An Australian Secondary School has been crowned world champions in this years fiercely competitive F1 in Schools World Final, held in Kuala Lumpur, Malaysia.
The Pentagliders from Brooks High School in Tasmania produced the best engineered car and the fastest; completing the 20-metre sprint in 1.084 seconds, beating the times of 22 other schools from around the world to claim the Bernie Ecclestone World Champions trophy.
The F1 in Schools challenge was set-up in 1999, aiming to make the teaching of engineering and technology more exciting for young people. They aim to stimulate the notion of team work and creativity in a sporting context by making each team completely responsible for every aspect of the challenge.
Each team develops a car on Computer Aided Design (CAD) software, which can then be tested for aerodynamic efficiency using Computational Fluid Dynamics (CFD) software. Cars can then be built and tested for improvements in wind tunnels, before taking to the track for the final sprint.
The Pentagliders, consisting of four team members, have worked for two years on their vehicle and they will each receive Automotive and Motorsport Engineering degree scholarships at City University London. Team Manager, Amy Winter, spoke of her delight upon being named as champions. “It hasn’t sunk in yet, we’re just blown away to have won. I’ve been working towards this for five years and Pentagliders has been a team for over two years.”

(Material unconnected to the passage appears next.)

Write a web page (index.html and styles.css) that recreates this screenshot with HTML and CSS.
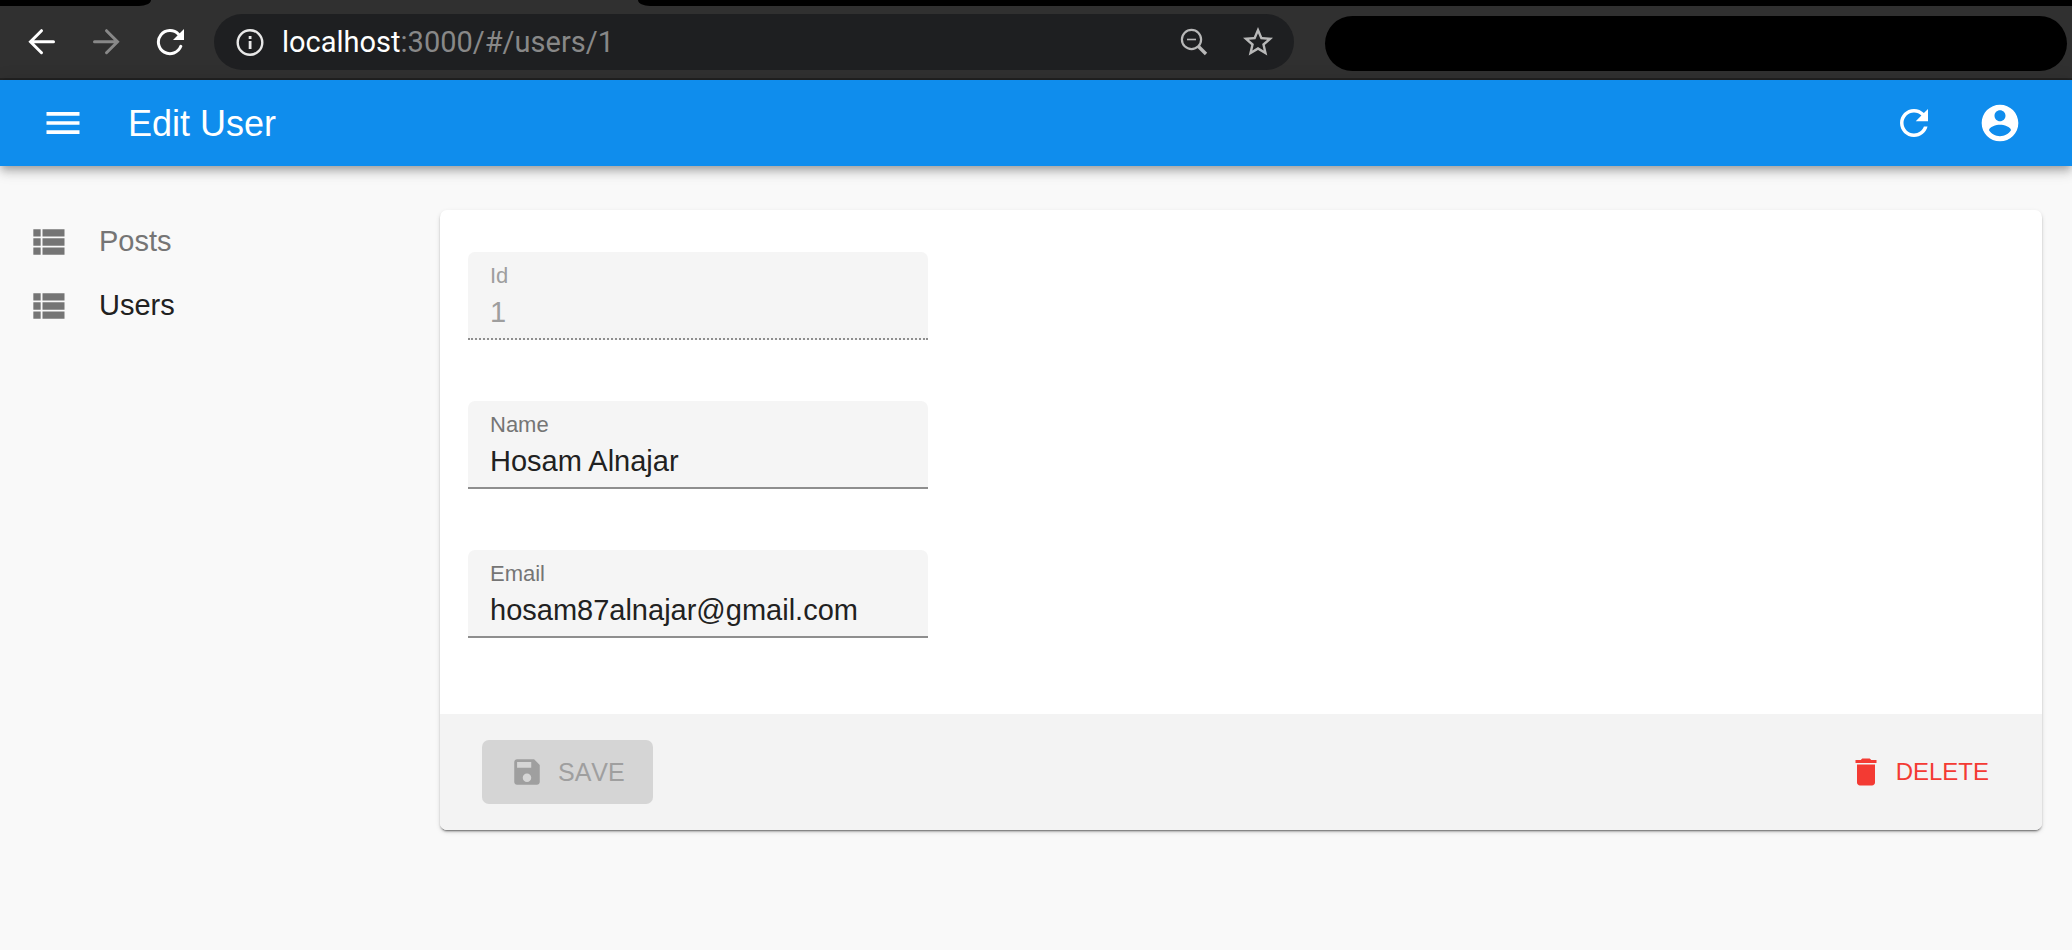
FILE: index.html
```html
<!DOCTYPE html>
<html lang="en">
<head>
<meta charset="utf-8">
<title>Edit User</title>
<link rel="stylesheet" href="styles.css">
</head>
<body>
<div class="browser">
  <div class="tabs">
    <div class="tabs-left"></div>
    <div class="tabs-right"></div>
  </div>
  <div class="toolbar">
    <nav class="history" aria-label="Browser">
      <button class="nav-btn" type="button" aria-label="Back">
        <svg width="28" height="28" viewBox="0 0 28 28" fill="none" stroke="currentColor" stroke-width="3" stroke-linecap="round"><path d="M25.500 13.700H3M13.500 2.700 2.500 13.700l11 11"/></svg>
      </button>
      <button class="nav-btn nav-btn-off" type="button" aria-label="Forward">
        <svg width="28" height="28" viewBox="0 0 28 28" fill="none" stroke="currentColor" stroke-width="3" stroke-linecap="round"><path d="M2.500 13.700H25M14.500 2.700l11 11-11 11"/></svg>
      </button>
      <button class="nav-btn" type="button" aria-label="Reload">
        <svg width="28" height="28" viewBox="0 0 28 28"><path d="M24.800 18.300A11.600 11.600 0 1 1 22.500 6.200" fill="none" stroke="currentColor" stroke-width="3" stroke-linecap="round"/><path d="M28 1v11H17z" fill="currentColor"/></svg>
      </button>
    </nav>
    <div class="address">
      <svg class="info" width="28" height="28" viewBox="0 0 28 28"><circle cx="14" cy="14.500" r="12.300" fill="none" stroke="currentColor" stroke-width="2.400"/><path d="M12.700 13h2.800v8h-2.800zM12.700 8h2.800v2.900h-2.800z" fill="currentColor"/></svg>
      <div class="url"><span class="host">localhost</span>:3000/#/users/1</div>
      <button class="addr-btn" type="button" aria-label="Zoom">
        <svg width="28" height="28" viewBox="0 0 28 28" fill="none" stroke="currentColor"><circle cx="11.500" cy="11.500" r="9.600" stroke-width="2.200"/><path d="M7 11.500h9" stroke-width="1.600"/><path d="M18.500 18.500 26 26" stroke-width="3.400"/></svg>
      </button>
      <button class="addr-btn" type="button" aria-label="Bookmark this page">
        <svg width="36" height="36" viewBox="0 0 24 24" fill="currentColor"><path d="M22 9.240l-7.190-.62L12 2 9.190 8.630 2 9.240l5.460 4.730L5.820 21 12 17.270 18.180 21l-1.630-7.030L22 9.240zM12 15.400l-3.760 2.270 1-4.280-3.320-2.880 4.380-.38L12 6.100l1.710 4.040 4.380.38-3.320 2.880 1 4.280L12 15.400z"/></svg>
      </button>
    </div>
    <div class="extensions"></div>
  </div>
</div>

<header class="appbar">
  <button class="icon-btn" type="button" aria-label="Menu">
    <svg width="44" height="44" viewBox="0 0 24 24" fill="currentColor"><path d="M3 18h18v-2H3v2zm0-5h18v-2H3v2zm0-7v2h18V6H3z"/></svg>
  </button>
  <h1 class="title">Edit User</h1>
  <button class="icon-btn" type="button" aria-label="Refresh">
    <svg width="42" height="42" viewBox="0 0 24 24" fill="currentColor"><path d="M17.650 6.350C16.200 4.900 14.210 4 12 4c-4.420 0-7.990 3.580-7.990 8s3.570 8 7.990 8c3.730 0 6.840-2.550 7.730-6h-2.080c-.82 2.330-3.040 4-5.650 4-3.310 0-6-2.690-6-6s2.690-6 6-6c1.660 0 3.140.69 4.220 1.780L13 11h7V4l-2.350 2.350z"/></svg>
  </button>
  <button class="icon-btn" type="button" aria-label="Profile">
    <svg width="44" height="44" viewBox="0 0 24 24" fill="currentColor"><path d="M12 2C6.480 2 2 6.480 2 12s4.480 10 10 10 10-4.480 10-10S17.520 2 12 2zm0 3c1.660 0 3 1.340 3 3s-1.340 3-3 3-3-1.340-3-3 1.340-3 3-3zm0 14.200c-2.500 0-4.710-1.280-6-3.220.03-1.990 4-3.080 6-3.080 1.990 0 5.970 1.090 6 3.080-1.290 1.940-3.500 3.220-6 3.220z"/></svg>
  </button>
</header>

<div class="layout">
  <nav class="sidebar" aria-label="Resources">
    <a class="menu-item" href="#/posts">
      <svg width="44" height="44" viewBox="0 0 24 24"><path d="M4 14h4v-4H4v4zm0 5h4v-4H4v4zM4 9h4V5H4v4zm5 5h12v-4H9v4zm0 5h12v-4H9v4zM9 5v4h12V5H9z"/></svg>
      <span class="menu-text">Posts</span>
    </a>
    <a class="menu-item menu-item-active" href="#/users" aria-current="page">
      <svg width="44" height="44" viewBox="0 0 24 24"><path d="M4 14h4v-4H4v4zm0 5h4v-4H4v4zM4 9h4V5H4v4zm5 5h12v-4H9v4zm0 5h12v-4H9v4zM9 5v4h12V5H9z"/></svg>
      <span class="menu-text">Users</span>
    </a>
  </nav>
  <main class="content">
    <form class="card">
      <div class="fields">
        <div class="field field-off">
          <label for="id">Id</label>
          <input id="id" type="text" value="1" disabled>
        </div>
        <div class="field">
          <label for="name">Name</label>
          <input id="name" type="text" value="Hosam Alnajar">
        </div>
        <div class="field">
          <label for="email">Email</label>
          <input id="email" type="text" value="hosam87alnajar@gmail.com">
        </div>
      </div>
      <div class="actions">
        <button class="save" type="submit" disabled>
          <svg width="34" height="34" viewBox="0 0 24 24" fill="currentColor"><path d="M17 3H5c-1.110 0-2 .9-2 2v14c0 1.100.89 2 2 2h14c1.100 0 2-.9 2-2V7l-4-4zm-5 16c-1.660 0-3-1.340-3-3s1.340-3 3-3 3 1.340 3 3-1.340 3-3 3zm3-10H5V5h10v4z"/></svg>
          SAVE
        </button>
        <button class="delete" type="button">
          <svg width="36" height="36" viewBox="0 0 24 24" fill="currentColor"><path d="M6 19c0 1.100.9 2 2 2h8c1.100 0 2-.9 2-2V7H6v12zM19 4h-3.500l-1-1h-5l-1 1H5v2h14V4z"/></svg>
          DELETE
        </button>
      </div>
    </form>
  </main>
</div>
</body>
</html>
```
FILE: styles.css
```css
* {
  box-sizing: border-box;
}

body {
  margin: 0;
  background: #f9f9f9;
  color: #212121;
  font-family: "Liberation Sans", Arial, sans-serif;
  font-size: 29px;
}

button {
  display: flex;
  align-items: center;
  justify-content: center;
  flex: none;
  padding: 0;
  border: 0;
  background: none;
  color: inherit;
  font-family: inherit;
}

svg {
  display: block;
  flex: none;
}

/* Browser frame */
.browser {
  background: #303030;
  border-bottom: 2px solid #222;
}

.tabs {
  display: flex;
  justify-content: space-between;
  gap: 487px;
  height: 6px;
}

.tabs-left,
.tabs-right {
  background: #000;
}

.tabs-left {
  flex: none;
  width: 151px;
  border-bottom-right-radius: 12px 6px;
}

.tabs-right {
  flex: 1;
  border-bottom-left-radius: 12px 6px;
}

.toolbar {
  display: flex;
  align-items: center;
  height: 72px;
  padding: 0 5px 0 28px;
}

.history {
  display: flex;
  gap: 36px;
  margin-right: 30px;
}

.nav-btn {
  color: #fff;
}

.nav-btn-off {
  color: #888;
}

.address {
  display: flex;
  align-items: center;
  flex: 1 1 1080px;
  height: 56px;
  padding: 0 18px 0 22px;
  border-radius: 28px;
  background: #1e1f21;
  color: #b8b8b8;
}

.info {
  color: #e8e8e8;
}

.url {
  flex: 1;
  margin-left: 18px;
  color: #888;
  font-family: Roboto, sans-serif;
  font-size: 29px;
  line-height: 36px;
}

.host {
  color: #fff;
}

.addr-btn + .addr-btn {
  margin-left: 32px;
}

.extensions {
  flex: 1 1 742px;
  height: 55px;
  margin: 3px 0 0 31px;
  border-radius: 28px;
  background: #000;
}

/* App bar */
.appbar {
  display: flex;
  align-items: center;
  padding: 0 29px 0 20px;
  background: #0f8ded;
  color: #fff;
  box-shadow: 0 4px 7px -2px rgba(0, 0, 0, .2), 0 7px 9px rgba(0, 0, 0, .14), 0 2px 18px rgba(0, 0, 0, .12);
}

.icon-btn {
  width: 86px;
  height: 86px;
}

.title {
  flex: 1;
  margin: 0 0 0 22px;
  padding-top: 2px;
  font-size: 36px;
  font-weight: 400;
  line-height: 58px;
}

/* Page body */
.layout {
  display: flex;
  padding: 44px 30px 8px 0;
}

.sidebar {
  flex: none;
  width: 440px;
}

.menu-item {
  display: flex;
  align-items: center;
  gap: 29px;
  height: 64px;
  padding-left: 26px;
  color: #757575;
  text-decoration: none;
}

.menu-item svg {
  fill: #757575;
}

.menu-text {
  padding-bottom: 2px;
}

.menu-item-active {
  color: #212121;
}

.content {
  flex: 1;
}

.card {
  overflow: hidden;
  border-radius: 7px;
  background: #fff;
  box-shadow: 0 2px 1px -1px rgba(0, 0, 0, .3), 0 2px 2px rgba(0, 0, 0, .2), 0 2px 5px rgba(0, 0, 0, .12);
}

.fields {
  display: grid;
  grid-template-columns: 460px;
  gap: 61px;
  padding: 42px 28px 76px;
}

.field {
  display: flex;
  flex-direction: column;
  padding: 11px 22px 2px;
  border-bottom: 2px solid #8e8e8e;
  border-radius: 7px 7px 0 0;
  background: #f5f5f5;
}

.field label {
  color: #757575;
  font-size: 22px;
  line-height: 26px;
}

.field input {
  width: 100%;
  height: 47px;
  padding: 0;
  border: 0;
  background: none;
  color: #212121;
  font: inherit;
}

.field-off {
  border-bottom-style: dotted;
}

.field-off label,
.field-off input {
  color: #9e9e9e;
}

.actions {
  display: flex;
  align-items: center;
  justify-content: space-between;
  padding: 26px 42px;
  background: #f3f3f3;
}

.save {
  gap: 14px;
  height: 64px;
  padding: 0 28px;
  border-radius: 7px;
  background: #d5d5d5;
  color: #9f9f9f;
  font-size: 25px;
  font-kerning: none;
}

.delete {
  gap: 12px;
  height: 54px;
  padding: 0 11px;
  color: #f33a33;
  font-size: 24px;
}
```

The team members were invited into the F1 paddock Thursday evening to meet leading F1 figures and receive their trophy from Bernie Ecclestone, a keen supporter of the programme. World champion car designer Adrian Newey of Red Bull took time out to examine the winning car and discuss its engineering with team members.
F1 in Schools has grown significantly, spreading to 34 countries, with over 12 million students having taken part. It is acknowledged by many leading figures in F1 as an important initiative as the sport strives to find passionate and creative engineers for the future. And we are starting to see more of them being picked up by teams; one former US student starts work at McLaren shortly.